Furthermore, since the patient can grasp the valve housing along the sides of the length, i.e., surfaces with larger surface area, less pressure need be applied to achieve the successful opening of the poppets. In other words, by increasing the surface area that is engaged by the patient""s fingers and appropriately positioning the actuating bar, less force need be exerted by the patient to achieve the desired result.
The textured surface of the valve housing not only helps the patient identify the correct portion of the pump and valve assembly to actuate, it also serves to prevent slippage once the patient begins to compress the housing. Thus, what is achieved is an efficient and ergonomic pump and valve assembly for an implantable prosthesis. The pump and valve assembly can advantageously be formed from a minimal number of components. That is, all that need be molded are a valve block and a corresponding pump bulb which surrounds the valve block. The various poppets can be inserted into the valve block and then placed within the interior of the pump bulb, thus forming a completed assembly. This results in certain manufacturing efficiencies, thus reducing both cost and time of production.
To prolong the life of the valve assembly, ribs are added to the actuating bar. The ribs increase the strength and stiffness of the actuating bar and prevent deflection during actuation. Permanent deformation of the actuating bar is prevented when normal deflection occurs during actuation. As a result, full axial motion of the poppet is ensured. Another rib is disposed along an actuation face of the actuating bar to also limit deformation during actuation.

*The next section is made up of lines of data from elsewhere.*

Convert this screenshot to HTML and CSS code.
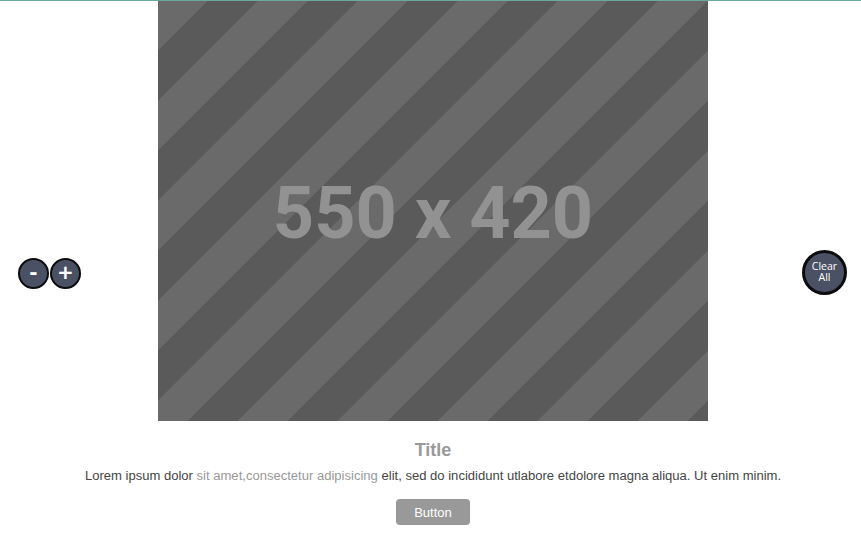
FILE: index.html
```html
<!DOCTYPE html>
<html>
<head>
<meta charset="utf-8">
<link rel="stylesheet" href="styles.css">
</head>
<body>
<div class="topline"></div>
<div class="page">
  <div class="side side-left">
    <button class="zoom-btn">-</button>
    <button class="zoom-btn">+</button>
  </div>
  <div class="main">
    <div class="placeholder"><span class="ph-text">550 x 420</span></div>
    <h2 class="title">Title</h2>
    <p class="desc">Lorem ipsum dolor <span class="muted">sit amet,consectetur adipisicing</span> elit, sed do incididunt utlabore etdolore magna aliqua. Ut enim minim.</p>
    <button class="action">Button</button>
  </div>
  <div class="side side-right">
    <button class="clear-btn"><span class="cl-line">Clear</span><span class="cl-line">All</span></button>
  </div>
</div>
</body>
</html>
```

FILE: styles.css
```css
html, body {
  margin: 0;
  padding: 0;
  background: #fff;
}
body {
  font-family: "Liberation Sans", Arial, sans-serif;
  overflow: hidden;
}
.topline {
  height: 1px;
  background: #6fa6a2;
}
.page {
  display: grid;
  grid-template-columns: 158px 550px 1fr;
  height: 540px;
}
.side {
  display: flex;
  align-items: center;
  padding-top: 4px;
  box-sizing: border-box;
}
.side-left {
  padding-left: 18px;
  gap: 1px;
}
.side-right {
  justify-content: flex-end;
  padding-right: 14px;
  padding-top: 2px;
}
.zoom-btn {
  width: 31px;
  height: 31px;
  border-radius: 50%;
  border: 2px solid #0c0c0e;
  background: #4b5164;
  color: #fff;
  font-family: "DejaVu Sans", sans-serif;
  font-weight: bold;
  font-size: 20px;
  line-height: 1;
  padding: 0 0 2px 0;
  display: flex;
  align-items: center;
  justify-content: center;
  box-sizing: border-box;
}
.clear-btn {
  width: 45px;
  height: 45px;
  border-radius: 50%;
  border: 3px solid #0c0c0e;
  background: #4b5164;
  color: #fff;
  font-family: "Open Sans", sans-serif;
  font-size: 10.5px;
  padding: 0 0 1px 0;
  box-sizing: border-box;
  display: flex;
  flex-direction: column;
  align-items: center;
  justify-content: center;
}
.cl-line {
  display: block;
  line-height: 10.5px;
  height: 10.5px;
}
.main {
  display: flex;
  flex-direction: column;
  align-items: center;
}
.placeholder {
  width: 550px;
  height: 420px;
  background: repeating-linear-gradient(135deg, #6a6a6a 0px, #6a6a6a 35.355px, #5a5a5a 35.355px, #5a5a5a 70.71px);
  display: flex;
  align-items: center;
  justify-content: center;
}
.ph-text {
  font-family: Roboto, sans-serif;
  font-weight: bold;
  font-size: 72px;
  color: #929292;
  margin-top: 4px;
}
.title {
  margin: 19px 0 0;
  font-size: 18px;
  line-height: 20px;
  font-weight: bold;
  color: #999;
}
.desc {
  margin: 8px 0 0;
  font-size: 13.05px;
  line-height: 16px;
  color: #444;
  white-space: nowrap;
}
.muted {
  color: #999;
}
.action {
  margin-top: 15px;
  width: 74px;
  height: 26px;
  border: none;
  border-radius: 4px;
  background: #999;
  color: #fff;
  font-family: "Liberation Sans", Arial, sans-serif;
  font-size: 13px;
  padding: 0;
}
```
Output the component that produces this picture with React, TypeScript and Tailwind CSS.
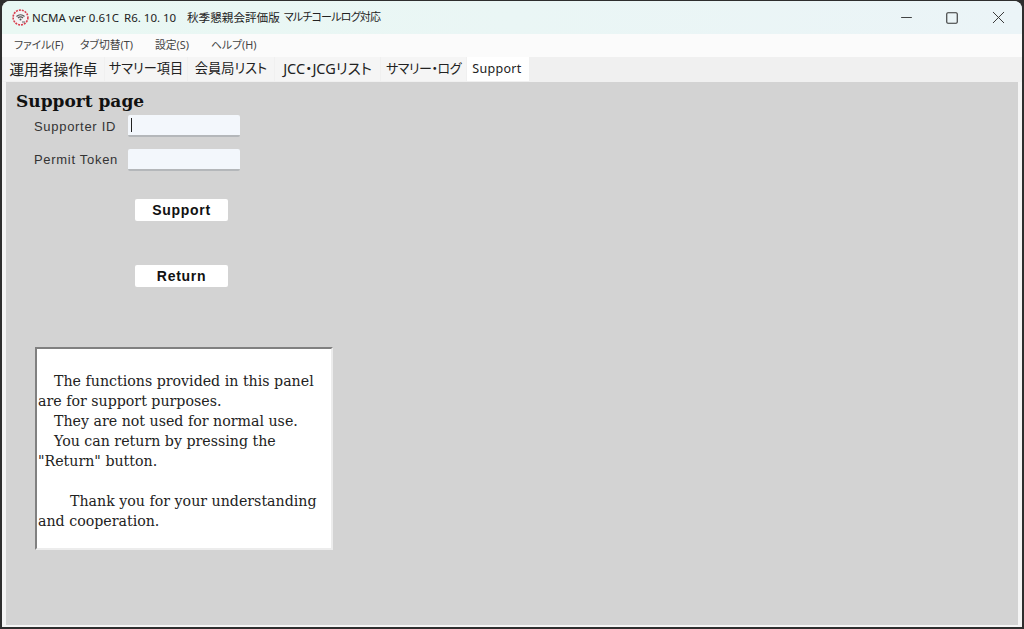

To improve the ease of deflation, a stiff poppet support wraps around the valve body and rests against a portion of the check valve. The poppet support has a shelf that provides a smooth surface for a portion of the check valve to slide. The poppet support contacts the check valve and prevents undesirable sideways movement of the check valve against the valve body. The positioning and configuration of the poppet support thus allows the check valve to easily move axially into the valve body to an open position. This results in improved operational efficiency of the prosthesis pump and an extended operating life.
In most of the embodiments, the force generated by an overpressurization of the reservoir is used to prevent fluid flow into the cylinders.